Public health said that it can’t speak to personnel matters.
“However, we can confirm the City of Hamilton has robust policies and procedures in place to investigate and address issues in the workplace,” said the statement.
Public health said the clinic meets all the mandatory standards of the Canadian Centre for Accreditation, which looks at governance, leadership, management and program areas of community-based health and social services.
Effect on kids
What really weighs on the former staff is how their departures potentially affected the kids in their care, especially during the pandemic.
“I think there was a lot of trickle-down impact on clients,” Oke said.
Saieva was one of Oke’s clients at the clinic and never did find another match with a therapist there.
Savannah Saieva, left, and her mother, Shirley Saieva, say the loss of therapists at a city-run children’s mental-health clinic between 2019 and 2022 caused lasting harm.
Cathie Coward/The Hamilton Spectator
“It was one of the worst years of my life,” Saieva said. “This was in COVID times … It was a pretty serious time for me to have support and that’s just something I didn’t have.”
Saieva left Child and Adolescent Services in 2021 for a different community mental-health clinic, but eventually gave up on public care and sought out Oke in private practice in 2023.
“I walked in with the biggest smile on my face just to have that person that I created that bond with,” Saieva said about finding Oke again.
Saieva is now studying sociology at McMaster University and doing well in Oke’s care.
“I can genuinely say, without her, I would not be where I am right now,” Saieva said. “She taught me a lot of the coping skills I have.”

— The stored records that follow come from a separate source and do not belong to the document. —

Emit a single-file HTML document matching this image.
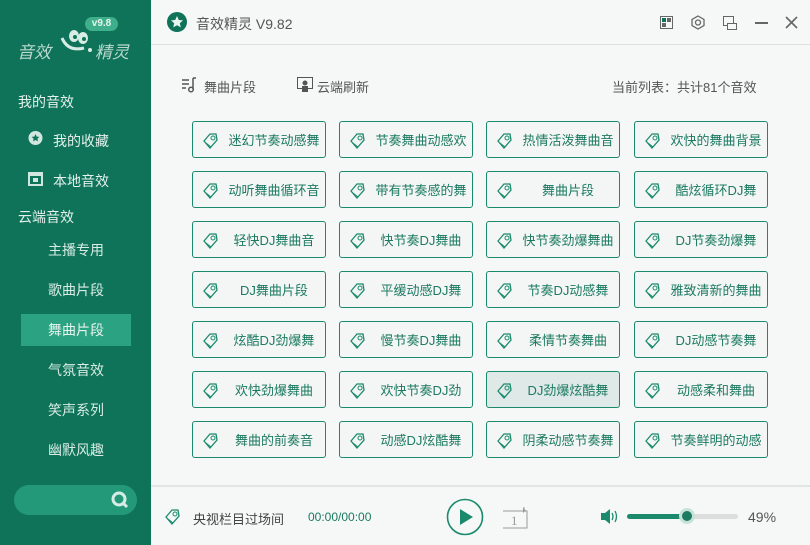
<!DOCTYPE html>
<html><head><meta charset="utf-8"><style>
*{margin:0;padding:0;box-sizing:border-box}
body{width:810px;height:545px;overflow:hidden;font-family:"Liberation Sans","Noto Sans CJK SC",sans-serif;background:#f5f8f7;position:relative}
.side{position:absolute;left:0;top:0;width:151px;height:545px;background:#0f7359}
.side .t{position:absolute;color:#e3f0ec;font-size:14px}
.side .s{position:absolute;left:21px;width:110px;height:32px;line-height:32px;text-align:center;color:#d8ece5;font-size:14px}
.top{position:absolute;left:151px;top:0;right:0;height:45px;border-bottom:1px solid #dde2e0}
.btn{position:absolute;width:134px;height:37px;border:1.5px solid #1b8a6c;border-radius:3px;background:#f4f6f5;color:#1b7a60;font-size:13px;line-height:37px;padding-left:30px;text-align:center}
.btn svg{position:absolute;left:9px;top:10px}
.btn.sel{background:#dfe9e7}
.gray{color:#555;font-size:13px;position:absolute}
</style></head><body>
<div class="side">
 <div style="position:absolute;left:85px;top:17px;width:33px;height:14px;border-radius:7px;background:#3fae8a;color:#e8f5f0;font-size:10px;line-height:14px;text-align:center;font-weight:bold">v9.8</div>
 <div style="position:absolute;left:17px;top:38px;color:#b9d9cf;font-size:17px;font-style:italic">音效</div>
 <svg style="position:absolute;left:58px;top:26px" width="36" height="30"><path d="M4 12 Q10 26 26 22" stroke="#d7ece5" stroke-width="3" fill="none"/><ellipse cx="16" cy="10" rx="5" ry="6" fill="#d7ece5"/><ellipse cx="25" cy="12" rx="5" ry="6" fill="#d7ece5"/><circle cx="17" cy="11" r="2" fill="#0f7359"/><circle cx="26" cy="13" r="2" fill="#0f7359"/><circle cx="32" cy="24" r="2" fill="#d7ece5"/></svg>
 <div style="position:absolute;left:95px;top:38px;color:#b9d9cf;font-size:17px;font-style:italic">精灵</div>
 <div class="t" style="left:18px;top:92px">我的音效</div>
 <svg style="position:absolute;left:28px;top:131px" width="15" height="15"><circle cx="7.5" cy="7" r="7" fill="#d0e6df"/><path d="M7.5 3l1.2 2.6 2.7.3-2 1.8.6 2.7-2.5-1.4-2.5 1.4.6-2.7-2-1.8 2.7-.3z" fill="#0f7359"/></svg>
 <div class="t" style="left:53px;top:131px">我的收藏</div>
 <svg style="position:absolute;left:28px;top:172px" width="15" height="14"><rect x="0" y="0" width="15" height="14" fill="#d0e6df"/><rect x="2" y="4" width="11" height="8" fill="#0f7359"/><rect x="5" y="6" width="5" height="4" fill="#d0e6df"/></svg>
 <div class="t" style="left:53px;top:171px">本地音效</div>
 <div class="t" style="left:18px;top:207px">云端音效</div>
 <div class="s" style="top:234px">主播专用</div>
 <div class="s" style="top:274px">歌曲片段</div>
 <div class="s" style="top:314px;background:#2ba281;color:#e6f3ef">舞曲片段</div>
 <div class="s" style="top:354px">气氛音效</div>
 <div class="s" style="top:394px">笑声系列</div>
 <div class="s" style="top:434px">幽默风趣</div>
 <div style="position:absolute;left:14px;top:485px;width:123px;height:30px;border-radius:15px;background:#24997a"></div>
 <svg style="position:absolute;left:110px;top:490px" width="20" height="20"><circle cx="9" cy="9" r="6" stroke="#d7ece5" stroke-width="3" fill="none"/><path d="M13 13l4 4" stroke="#d7ece5" stroke-width="3"/></svg>
</div>
<div class="top">
 <svg style="position:absolute;left:16px;top:12px" width="20" height="20"><circle cx="10" cy="10" r="10" fill="#0f7359"/><path d="M10 4l1.8 4 4.2.4-3.2 2.8 1 4.2L10 13.2 6.2 15.4l1-4.2L4 8.4l4.2-.4z" fill="#e8f5f0"/></svg>
 <div style="position:absolute;left:45px;top:14px;font-size:14px;color:#555">音效精灵 V9.82</div>
 <svg style="position:absolute;left:509px;top:16px" width="13" height="13"><rect x=".5" y=".5" width="12" height="12" fill="none" stroke="#666"/><rect x="2" y="2" width="4" height="4" fill="#0f7359"/><rect x="7" y="2" width="4" height="4" fill="#666"/><rect x="2" y="7" width="4" height="4" fill="#666"/></svg>
 <svg style="position:absolute;left:540px;top:15px" width="14" height="15"><path d="M7 1l6 3.5v6L7 14 1 10.5v-6z" fill="none" stroke="#666" stroke-width="1.3"/><circle cx="7" cy="7.5" r="2.5" fill="none" stroke="#666" stroke-width="1.3"/></svg>
 <svg style="position:absolute;left:572px;top:16px" width="14" height="14"><rect x=".5" y=".5" width="10" height="9" fill="none" stroke="#666"/><rect x="4.5" y="7.5" width="9" height="6" fill="#f5f8f7" stroke="#666"/></svg>
 <div style="position:absolute;left:604px;top:22px;width:13px;height:2px;background:#666"></div>
 <svg style="position:absolute;left:634px;top:16px" width="13" height="13"><path d="M1 1l11 11M12 1L1 12" stroke="#666" stroke-width="1.6"/></svg>
</div>
<svg style="position:absolute;left:181px;top:77px" width="16" height="16"><path d="M1 3h7M1 7h7M1 11h4" stroke="#555" stroke-width="1.5"/><path d="M12 1v11" stroke="#555" stroke-width="1.5"/><circle cx="10" cy="12.5" r="2.3" fill="none" stroke="#555" stroke-width="1.5"/><path d="M12 1h3" stroke="#555" stroke-width="1.5"/></svg>
<div class="gray" style="left:204px;top:77px">舞曲片段</div>
<svg style="position:absolute;left:297px;top:77px" width="16" height="16"><rect x=".5" y=".5" width="15" height="11" fill="none" stroke="#555"/><circle cx="8" cy="6" r="2.5" fill="#555"/><rect x="5" y="9" width="6" height="6" fill="#555"/></svg>
<div class="gray" style="left:317px;top:77px">云端刷新</div>
<div class="gray" style="left:612px;top:77px">当前列表：共计81个音效</div>
<div id="g"></div>
<div style="position:absolute;left:151px;top:485px;right:0;height:2px;background:#e1e5e3"></div>
<svg style="position:absolute;left:164px;top:508px" width="18" height="18"><path d="M2 9l6-7h6l1 6-7 8z" fill="none" stroke="#1b8a6c" stroke-width="1.3"/><path d="M4 11l5 4" stroke="#1b8a6c"/><circle cx="11" cy="6" r="2" fill="none" stroke="#1b8a6c"/></svg>
<div class="gray" style="left:193px;top:509px;color:#444">央视栏目过场间</div>
<div style="position:absolute;left:308px;top:510px;font-size:12px;color:#1b7a60">00:00/00:00</div>
<svg style="position:absolute;left:446px;top:498px" width="38" height="38"><circle cx="19" cy="19" r="17.5" fill="none" stroke="#1b8a6c" stroke-width="1.6"/><path d="M14 11v16l13-8z" fill="#1b8a6c"/></svg>
<svg style="position:absolute;left:502px;top:505px" width="26" height="24"><path d="M22 2v3M1 6h24v17H1" fill="none" stroke="#999"/><path d="M21 3l3 2.5-3 2.5" fill="#999"/><text x="9" y="20" font-size="13" fill="#999" font-family="Liberation Serif">1</text></svg>
<svg style="position:absolute;left:601px;top:509px" width="18" height="15"><path d="M0 4h4l5-4v15l-5-4H0z" fill="#1b8a6c"/><path d="M11 4q2 3.5 0 7M14 2q3 5.5 0 11" stroke="#1b8a6c" stroke-width="1.3" fill="none"/></svg>
<div style="position:absolute;left:627px;top:514px;width:111px;height:5px;border-radius:3px;background:#ddd"></div>
<div style="position:absolute;left:627px;top:514px;width:60px;height:5px;border-radius:3px;background:#1b8a6c"></div>
<div style="position:absolute;left:679px;top:508px;width:16px;height:16px;border-radius:8px;background:#c7e3d9"></div>
<div style="position:absolute;left:682px;top:511px;width:10px;height:10px;border-radius:5px;background:#1b7a60"></div>
<div class="gray" style="left:748px;top:509px;font-size:14px">49%</div>
<script>
var t=["迷幻节奏动感舞","节奏舞曲动感欢","热情活泼舞曲音","欢快的舞曲背景","动听舞曲循环音","带有节奏感的舞","舞曲片段","酷炫循环DJ舞","轻快DJ舞曲音","快节奏DJ舞曲","快节奏劲爆舞曲","DJ节奏劲爆舞","DJ舞曲片段","平缓动感DJ舞","节奏DJ动感舞","雅致清新的舞曲","炫酷DJ劲爆舞","慢节奏DJ舞曲","柔情节奏舞曲","DJ动感节奏舞","欢快劲爆舞曲","欢快节奏DJ劲","DJ劲爆炫酷舞","动感柔和舞曲","舞曲的前奏音","动感DJ炫酷舞","阴柔动感节奏舞","节奏鲜明的动感"];
var xs=[192,339,486,634],h="";
var ic='<svg width="18" height="18"><path d="M2 9l6-7h6l1 6-7 8z" fill="none" stroke="#1b8a6c" stroke-width="1.3"/><path d="M4 11l5 4" stroke="#1b8a6c"/><circle cx="11" cy="6" r="2" fill="none" stroke="#1b8a6c"/></svg>';
for(var i=0;i<t.length;i++){h+='<div class="btn'+(i==22?' sel':'')+'" style="left:'+xs[i%4]+'px;top:'+(121+50*Math.floor(i/4))+'px">'+ic+t[i]+'</div>';}
document.getElementById("g").innerHTML=h;
</script>
</body></html>
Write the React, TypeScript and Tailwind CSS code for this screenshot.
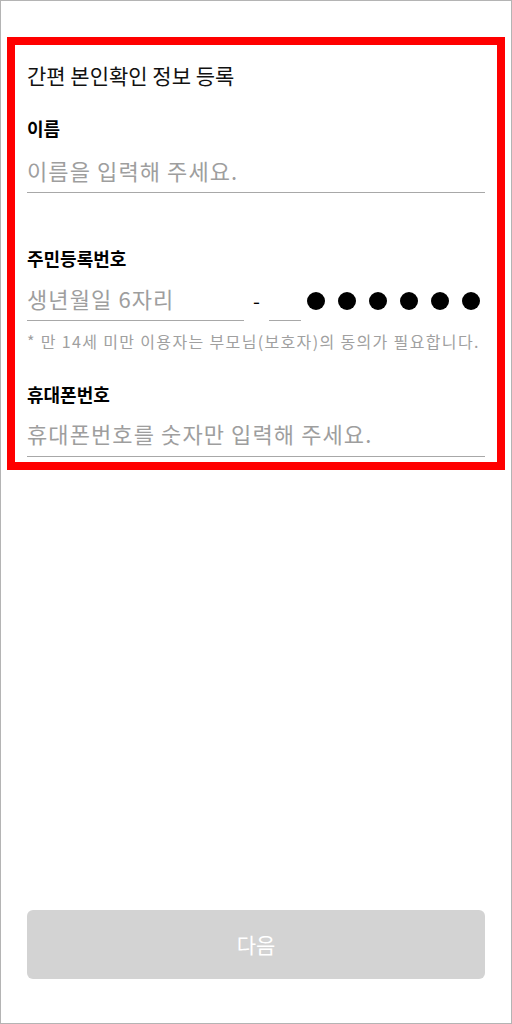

It took a lot of work for Saieva to get to this point. She initially came to the public health clinic following a suicide attempt in Grade 8 at age 13. Oke was the second therapist Saieva saw, and they clicked.
“She got to know how I worked,” Saieva said. “When I go into her office, I just yap, which is so uncharacteristic of me.”
She can remember in excruciating detail when Oke told her she was suddenly leaving the clinic.
“I felt my heart drop and I started sobbing,” Saieva said. “I felt like I was back in eighth grade, just alone.”
Saieva said the loss of her therapist caused a lot of harm.
“I was basically at ground zero again,” Saieva said. “Therapy is something that’s supposed to help you. It’s supposed to be supportive, reliable, convenient and it was just none of that.”